Pink band across top, turquoise below; a couple embracing next to a suitcaseLost Love, Robin Helweg-Larsen (ed)

Sampson Low, Potcake Chapbooks, 2022      £2.60 + p&p  

What rhyme allows

Lost Love is a small anthology of seventeen poems all of which use rhyme to explore their subject. You could keep it in your pocket and take it out for quiet contemplation or maybe even impress someone at a social gathering — a bit like reciting a limerick! — although not all the poems have an easy rhyming structure, and they are very different from each other.

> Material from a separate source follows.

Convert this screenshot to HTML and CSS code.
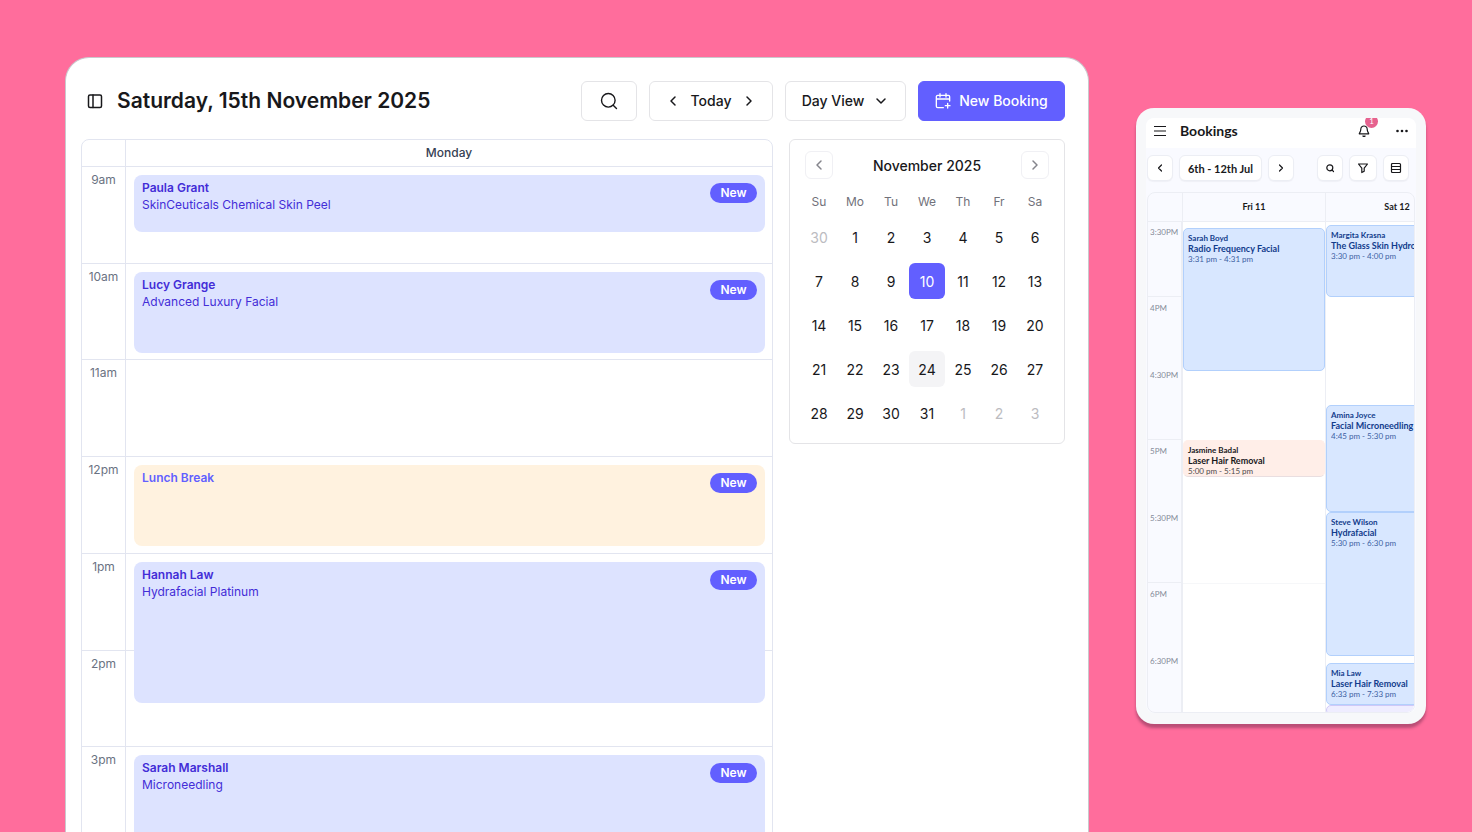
FILE: index.html
```html
<!DOCTYPE html>
<html lang="en">
<head>
    <meta charset="UTF-8">
    <meta name="viewport" content="width=device-width, initial-scale=1.0">
    <title>Bookings</title>
    <link rel="stylesheet" href="styles.css">
</head>
<body>

<!-- Desktop calendar -->
<main class="desktop">
    <header class="topbar">
        <button class="icon-button" aria-label="Toggle sidebar">
            <svg class="icon icon-16 bold" viewBox="0 0 16 16"><rect x="1.5" y="2" width="13" height="12.500" rx="1.5"/><path d="M6 2v12.500"/></svg>
        </button>
        <h1>Saturday, 15th November 2025</h1>
        <div class="actions">
            <button class="btn btn-search" aria-label="Search">
                <svg class="icon icon-20" viewBox="0 0 20 20"><circle cx="9.3" cy="9.3" r="6.8"/><path d="M14.2 14.2l3.3 3.3"/></svg>
            </button>
            <div class="btn btn-today">
                <button class="icon-button" aria-label="Previous day"><svg class="icon icon-16 bold" viewBox="0 0 16 16"><path d="M10 4L6 8l4 4"/></svg></button>
                <button class="text-button">Today</button>
                <button class="icon-button" aria-label="Next day"><svg class="icon icon-16 bold" viewBox="0 0 16 16"><path d="M6 4l4 4-4 4"/></svg></button>
            </div>
            <button class="btn btn-view">Day View
                <svg class="icon icon-16 bold" viewBox="0 0 16 16"><path d="M4 6l4 4 4-4"/></svg>
            </button>
            <button class="btn btn-primary">
                <svg class="icon icon-16 bold" viewBox="0 0 24 24"><path d="M7.500 1v5M16.500 1v5M22 12V5.500a2 2 0 0 0-2-2H4a2 2 0 0 0-2 2V20a2 2 0 0 0 2 2h8.500M2 9h20M15.500 19h7M19 15.500v7"/></svg>
                New Booking
            </button>
        </div>
    </header>

    <div class="content">
        <section class="schedule">
            <div class="schedule-head"></div>
            <div class="schedule-head">Monday</div>
            <div class="hours">
                <div>9am</div>
                <div>10am</div>
                <div>11am</div>
                <div>12pm</div>
                <div>1pm</div>
                <div>2pm</div>
                <div>3pm</div>
            </div>
            <div class="day">
                <div class="slot row-1"></div>
                <div class="slot row-2"></div>
                <div class="slot row-3"></div>
                <div class="slot row-4"></div>
                <div class="slot row-5"></div>
                <div class="slot row-6"></div>
                <div class="slot row-7"></div>
                <article class="event row-1 short">
                    <div><h2>Paula Grant</h2><p>SkinCeuticals Chemical Skin Peel</p></div>
                    <span class="tag">New</span>
                </article>
                <article class="event row-2">
                    <div><h2>Lucy Grange</h2><p>Advanced Luxury Facial</p></div>
                    <span class="tag">New</span>
                </article>
                <article class="event break row-4">
                    <div><h2>Lunch Break</h2></div>
                    <span class="tag">New</span>
                </article>
                <article class="event row-5 long">
                    <div><h2>Hannah Law</h2><p>Hydrafacial Platinum</p></div>
                    <span class="tag">New</span>
                </article>
                <article class="event row-7 long">
                    <div><h2>Sarah Marshall</h2><p>Microneedling</p></div>
                    <span class="tag">New</span>
                </article>
            </div>
        </section>

        <aside class="month">
            <div class="month-head">
                <button aria-label="Previous month"><svg class="icon icon-16 bold" viewBox="0 0 16 16"><path d="M10 4L6 8l4 4"/></svg></button>
                <h2>November 2025</h2>
                <button aria-label="Next month"><svg class="icon icon-16 bold" viewBox="0 0 16 16"><path d="M6 4l4 4-4 4"/></svg></button>
            </div>
            <table>
                <thead>
                    <tr><th>Su</th><th>Mo</th><th>Tu</th><th>We</th><th>Th</th><th>Fr</th><th>Sa</th></tr>
                </thead>
                <tbody>
                    <tr><td><button class="muted">30</button></td><td><button>1</button></td><td><button>2</button></td><td><button>3</button></td><td><button>4</button></td><td><button>5</button></td><td><button>6</button></td></tr>
                    <tr><td><button>7</button></td><td><button>8</button></td><td><button>9</button></td><td><button class="selected">10</button></td><td><button>11</button></td><td><button>12</button></td><td><button>13</button></td></tr>
                    <tr><td><button>14</button></td><td><button>15</button></td><td><button>16</button></td><td><button>17</button></td><td><button>18</button></td><td><button>19</button></td><td><button>20</button></td></tr>
                    <tr><td><button>21</button></td><td><button>22</button></td><td><button>23</button></td><td><button class="today">24</button></td><td><button>25</button></td><td><button>26</button></td><td><button>27</button></td></tr>
                    <tr><td><button>28</button></td><td><button>29</button></td><td><button>30</button></td><td><button>31</button></td><td><button class="muted">1</button></td><td><button class="muted">2</button></td><td><button class="muted">3</button></td></tr>
                </tbody>
            </table>
        </aside>
    </div>
</main>

<!-- Mobile calendar -->
<section class="phone">
    <div class="screen">
        <header class="phone-bar">
            <button class="icon-button" aria-label="Menu"><svg class="icon icon-12" viewBox="0 0 12 12"><path d="M.5 1.500h11M.5 6h11M.5 10.500h11"/></svg></button>
            <h2>Bookings</h2>
            <button class="icon-button bell" aria-label="Notifications">
                <svg class="icon icon-12" viewBox="0 0 12 12"><path d="M6 1a3.200 3.200 0 0 0-3.200 3.200c0 2.800-1.500 3.500-1.500 4.600h9.400c0-1.100-1.500-1.800-1.500-4.600A3.200 3.200 0 0 0 6 1zM5 11a1.300 1.300 0 0 0 2 0"/></svg>
                <span class="count">1</span>
            </button>
            <button class="icon-button" aria-label="More"><svg class="icon-12 dots" viewBox="0 0 12 12"><circle cx="1.500" cy="6" r="1.300"/><circle cx="6" cy="6" r="1.300"/><circle cx="10.500" cy="6" r="1.300"/></svg></button>
        </header>

        <div class="phone-tools">
            <button aria-label="Previous week"><svg class="icon icon-12" viewBox="0 0 12 12"><path d="M7.500 3l-3 3 3 3"/></svg></button>
            <button class="range">6th - 12th Jul</button>
            <button aria-label="Next week"><svg class="icon icon-12" viewBox="0 0 12 12"><path d="M4.500 3l3 3-3 3"/></svg></button>
            <button class="push" aria-label="Search"><svg class="icon icon-12" viewBox="0 0 12 12"><circle cx="5.800" cy="5.800" r="3"/><path d="M8.200 8.200l1.300 1.300"/></svg></button>
            <button class="filter" aria-label="Filter"><svg class="icon icon-12" viewBox="0 0 12 12"><path d="M1.500 2h9L7.200 6.200v3L4.800 10.500V6.200z"/></svg></button>
            <button aria-label="Rows"><svg class="icon icon-12" viewBox="0 0 12 12"><rect x="1.500" y="1.500" width="9" height="9" rx="1"/><path d="M1.500 4.500h9M1.500 7.500h9"/></svg></button>
        </div>

        <div class="week">
            <div class="week-head"></div>
            <div class="week-head">Fri 11</div>
            <div class="week-head">Sat 12</div>
            <div class="times">
                <div class="block first"><span>3:30PM</span></div>
                <div class="block"><span>4PM</span><span>4:30PM</span></div>
                <div class="block"><span>5PM</span><span>5:30PM</span></div>
                <div class="block"><span>6PM</span><span>6:30PM</span></div>
            </div>
            <div class="week-day friday">
                <article class="appt row-2"><h3>Sarah Boyd</h3><h4>Radio Frequency Facial</h4><p>3:31 pm - 4:31 pm</p></article>
                <article class="appt peach row-4"><h3>Jasmine Badal</h3><h4>Laser Hair Removal</h4><p>5:00 pm - 5:15 pm</p></article>
                <div class="hour-line row-5"></div>
            </div>
            <div class="week-day saturday">
                <article class="appt row-2"><h3>Margita Krasna</h3><h4>The Glass Skin Hydro</h4><p>3:30 pm - 4:00 pm</p></article>
                <article class="appt row-4"><h3>Amina Joyce</h3><h4>Facial Microneedling</h4><p>4:45 pm - 5:30 pm</p></article>
                <article class="appt row-5"><h3>Steve Wilson</h3><h4>Hydrafacial</h4><p>5:30 pm - 6:30 pm</p></article>
                <article class="appt row-7"><h3>Mia Law</h3><h4>Laser Hair Removal</h4><p>6:33 pm - 7:33 pm</p></article>
                <article class="appt lilac row-8"></article>
            </div>
        </div>
    </div>
</section>

</body>
</html>
```

FILE: styles.css
```css
* {
    margin: 0;
    padding: 0;
    box-sizing: border-box;
}
body {
    display: flex;
    align-items: flex-start;
    gap: 47px;
    height: 100vh;
    padding: 57px 46px 0 65px;
    overflow: hidden;
    background: #ff6d9c;
    color: #18181b;
    font-family: Inter, "Open Sans", sans-serif;
}
button {
    border: none;
    background: none;
    color: inherit;
    font: inherit;
    cursor: pointer;
}
.icon {
    flex: none;
    fill: none;
    stroke: currentColor;
    stroke-width: 1.2;
    stroke-linecap: round;
    stroke-linejoin: round;
}
.icon.bold {
    stroke-width: 1.5;
}
.icon-12 {
    width: 12px;
    height: 12px;
}
.icon-16 {
    width: 16px;
    height: 16px;
}
.icon-20 {
    width: 20px;
    height: 20px;
    stroke-width: 1.4;
}
.icon-button {
    display: flex;
    align-items: center;
}

/* Desktop calendar */
.desktop {
    flex: 1;
    align-self: stretch;
    min-width: 0;
    padding: 23px 23px 0 15px;
    border: 1px solid #c9c9cd;
    border-bottom: none;
    border-radius: 24px 24px 0 0;
    background: #fff;
    overflow: hidden;
}
.topbar {
    display: flex;
    align-items: center;
    padding-left: 6px;
    margin-bottom: 18px;
}
h1 {
    margin-left: 14px;
    font-size: 21px;
    font-weight: 600;
    line-height: 32px;
    white-space: nowrap;
}
.actions {
    display: flex;
    gap: 12px;
    margin-left: auto;
}
.btn {
    display: flex;
    align-items: center;
    justify-content: center;
    height: 40px;
    padding-bottom: 1px;
    border: 1px solid #e4e4e7;
    border-radius: 6px;
    font-size: 14px;
    font-weight: 500;
    white-space: nowrap;
}
.btn-search {
    width: 56px;
}
.btn-today {
    gap: 10px;
    width: 124px;
}
.btn-view {
    gap: 9px;
    width: 121px;
}
.btn-primary {
    gap: 8px;
    width: 147px;
    border-color: #625fff;
    background: #625fff;
    color: #fff;
}
.btn-primary .icon {
    stroke-width: 2;
}
.content {
    display: flex;
    align-items: flex-start;
    gap: 16px;
}
.schedule {
    display: grid;
    flex: 1;
    grid-template-columns: 44px 1fr;
    grid-template-rows: 27px 677px;
    border: 1px solid #e2e5f0;
    border-radius: 8px 8px 0 0;
    font-size: 12px;
}
.schedule-head {
    border-bottom: 1px solid #e2e5f0;
    color: #364153;
    font-weight: 500;
    line-height: 26px;
    text-align: center;
}
.schedule-head:first-child, .hours {
    border-right: 1px solid #e2e5f0;
}
.hours, .day {
    display: grid;
    grid-template-rows: repeat(7, minmax(0, 1fr));
}
.hours div {
    padding-top: 4px;
    border-bottom: 1px solid #e2e5f0;
    color: #6a7282;
    line-height: 18px;
    text-align: center;
}
.slot, .event {
    grid-column: 1;
}
.slot {
    border-bottom: 1px solid #e2e5f0;
}
.row-1 { grid-row: 1; }
.row-2 { grid-row: 2; }
.row-3 { grid-row: 3; }
.row-4 { grid-row: 4; }
.row-5 { grid-row: 5; }
.row-6 { grid-row: 6; }
.row-7 { grid-row: 7; }
.row-8 { grid-row: 8; }
.event {
    display: flex;
    align-items: flex-start;
    justify-content: space-between;
    z-index: 1;
    height: 81px;
    margin: 8px 7px 0 8px;
    padding: 4px 8px;
    border-radius: 8px;
    background: #dde3ff;
    color: #432dd7;
}
.event.short {
    height: 57px;
}
.event.long {
    height: 141px;
}
.event.break {
    background: #fff2df;
    color: #625fff;
}
.event h2 {
    font-size: 12px;
    font-weight: 600;
    line-height: 17px;
}
.event p {
    line-height: 17px;
}
.tag {
    width: 47px;
    margin-top: 4px;
    border-radius: 10px;
    background: #625fff;
    color: #fff;
    font-weight: 600;
    line-height: 20px;
    text-align: center;
}

/* Month picker */
.month {
    width: 276px;
    padding: 11px 11px 8px;
    border: 1px solid #e4e4e7;
    border-radius: 6px;
}
.month-head {
    display: flex;
    align-items: center;
    justify-content: space-between;
    padding: 0 4px;
    margin-bottom: 8px;
}
.month-head h2 {
    font-size: 14px;
    font-weight: 500;
}
.month-head button {
    display: flex;
    align-items: center;
    justify-content: center;
    width: 28px;
    height: 28px;
    border: 1px solid #f0f0f4;
    border-radius: 6px;
    color: #85858c;
}
.month table {
    width: 100%;
    border-collapse: collapse;
    table-layout: fixed;
}
.month th {
    height: 28px;
    color: #71717a;
    font-size: 12px;
    font-weight: 400;
}
.month td {
    height: 44px;
    text-align: center;
}
.month td button {
    width: 36px;
    height: 36px;
    border-radius: 6px;
    font-size: 14px;
}
.month td .muted {
    color: #bcbcc1;
}
.month td .selected {
    background: #625fff;
    color: #fff;
}
.month td .today {
    background: #f4f4f6;
}

/* Mobile calendar */
.phone {
    flex: none;
    width: 290px;
    margin-top: 51px;
    padding: 10px 10px 11px;
    border-radius: 18px;
    background: #f7f8fa;
    box-shadow: 0 4px 3px rgba(80, 30, 60, 0.4);
    font-family: Lato, Inter, sans-serif;
}
.screen {
    border-radius: 8px;
    background: #f9faff;
    overflow: hidden;
}
.phone-bar {
    display: flex;
    align-items: center;
    height: 30px;
    padding: 0 8px 4px;
    background: #fff;
}
.phone-bar h2 {
    margin-left: 14px;
    font-size: 14px;
    font-weight: 700;
    line-height: 26px;
}
.bell {
    position: relative;
    margin-left: auto;
    margin-right: 26px;
}
.count {
    position: absolute;
    top: -10px;
    left: 7px;
    width: 13px;
    border-radius: 7px;
    background: #e6628f;
    color: #fff;
    font-size: 8px;
    line-height: 13px;
    text-align: center;
}
.dots {
    fill: currentColor;
}
.phone-tools {
    display: flex;
    gap: 6px;
    padding: 7px 7px 11px 1px;
}
.phone-tools button {
    display: flex;
    align-items: center;
    justify-content: center;
    width: 26px;
    height: 26px;
    border: 1px solid #eceef4;
    border-radius: 6px;
    background: #fff;
    box-shadow: 0 1px 1px rgba(20, 30, 60, 0.04);
}
.phone-tools .range {
    width: 83px;
    font-size: 11px;
    font-weight: 700;
    white-space: nowrap;
}
.phone-tools .push {
    margin-left: auto;
}
.phone-tools .filter {
    width: 28px;
}
.week {
    display: grid;
    grid-template-columns: 35px 143px 143px;
    grid-template-rows: 29px 490px;
    width: 268px;
    margin-left: 1px;
    border: 1px solid #eceef4;
    border-radius: 8px;
    overflow: hidden;
}
.week-head {
    border-right: 1px solid #eceef4;
    border-bottom: 1px solid #eceef4;
    font-size: 9px;
    font-weight: 700;
    line-height: 28px;
    text-align: center;
}
.times {
    border-right: 2px solid #eceef4;
    color: #858b99;
    font-size: 8px;
}
.block {
    display: grid;
    grid-template-rows: 67px 67px;
    height: 143px;
    padding: 6px 0 0 2px;
    border-bottom: 1px solid #eceef4;
    line-height: 10px;
}
.block.first {
    height: 75px;
    padding-top: 5px;
}
.block:last-child {
    border-bottom: none;
}
.week-day {
    display: grid;
    align-content: start;
    background: #fff;
}
.friday {
    grid-template-rows: 6px 143px 69px 37px 107px;
    border-right: 1px solid #eceef4;
}
.saturday {
    grid-template-rows: 3px 72px 108px 107px 144px 7px 42px 8px;
}
.hour-line {
    border-bottom: 1px solid #f6f7f9;
}
.appt {
    padding: 4px;
    border: 1px solid #b2d0fc;
    border-radius: 5px;
    background: #d8e7ff;
    color: #123c8c;
    white-space: nowrap;
    overflow: hidden;
}
.appt h3 {
    font-size: 8px;
    font-weight: 700;
    line-height: 10px;
}
.appt h4 {
    font-size: 9px;
    font-weight: 700;
    line-height: 11px;
}
.appt p {
    font-size: 8px;
    line-height: 10px;
    opacity: 0.8;
}
.appt.peach {
    border-color: #ffeee8 #ffeee8 #e9dee0;
    background: #ffeee8;
    color: #18181b;
}
.appt.lilac {
    border-color: #cfc8f8;
    background: #efedff;
}
```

Perhaps it’s easy these days not to take rhyming poetry seriously, but as I read I realised how versatile it is, the breadth of emotion it can carry. A lot of these poems land a punch as they close. So, of course, there can be anger at the ‘loss of love’; ‘Triolet to a Perceptive Girl’ by David Whipman ends:

I cannot hide my soul from you.
They see so much, your sparkling eyes —
That’s why, you nosey bitch, we’re through.

Quite a shock that, after the lilting rhythms that have preceded it. Alternatively some of the poems show a humorous view of the situation which is more relaxed. For instance, ‘Love Story’ by Richard Fleming ends:

I thought myself in love but I was wrong.
I loved you only when your hair was long.

Then there’s the old chestnut of how sentimental a poem can be. The poem ‘Smoke’ by Michael R. Burch ends with the lines:

The endless days of summer’s haze I still recall today;
she spoke and smoky skies stood still as summer slipped away

I felt the rhyme here gave me permission to enjoy what might without have seemed too sentimental?

Perhaps most interesting is the way rhyme can help put forward an argument — a philosophical point of view — a bit like in a Shakespearean sonnet. These are the last four lines of Gail White’s ‘Into the Fire’:

All the loves given, even reluctantly,
are still our loves. Let’s not make little of them.

They form the empyrean that burns on
when sun and moon and stars have packed and gone.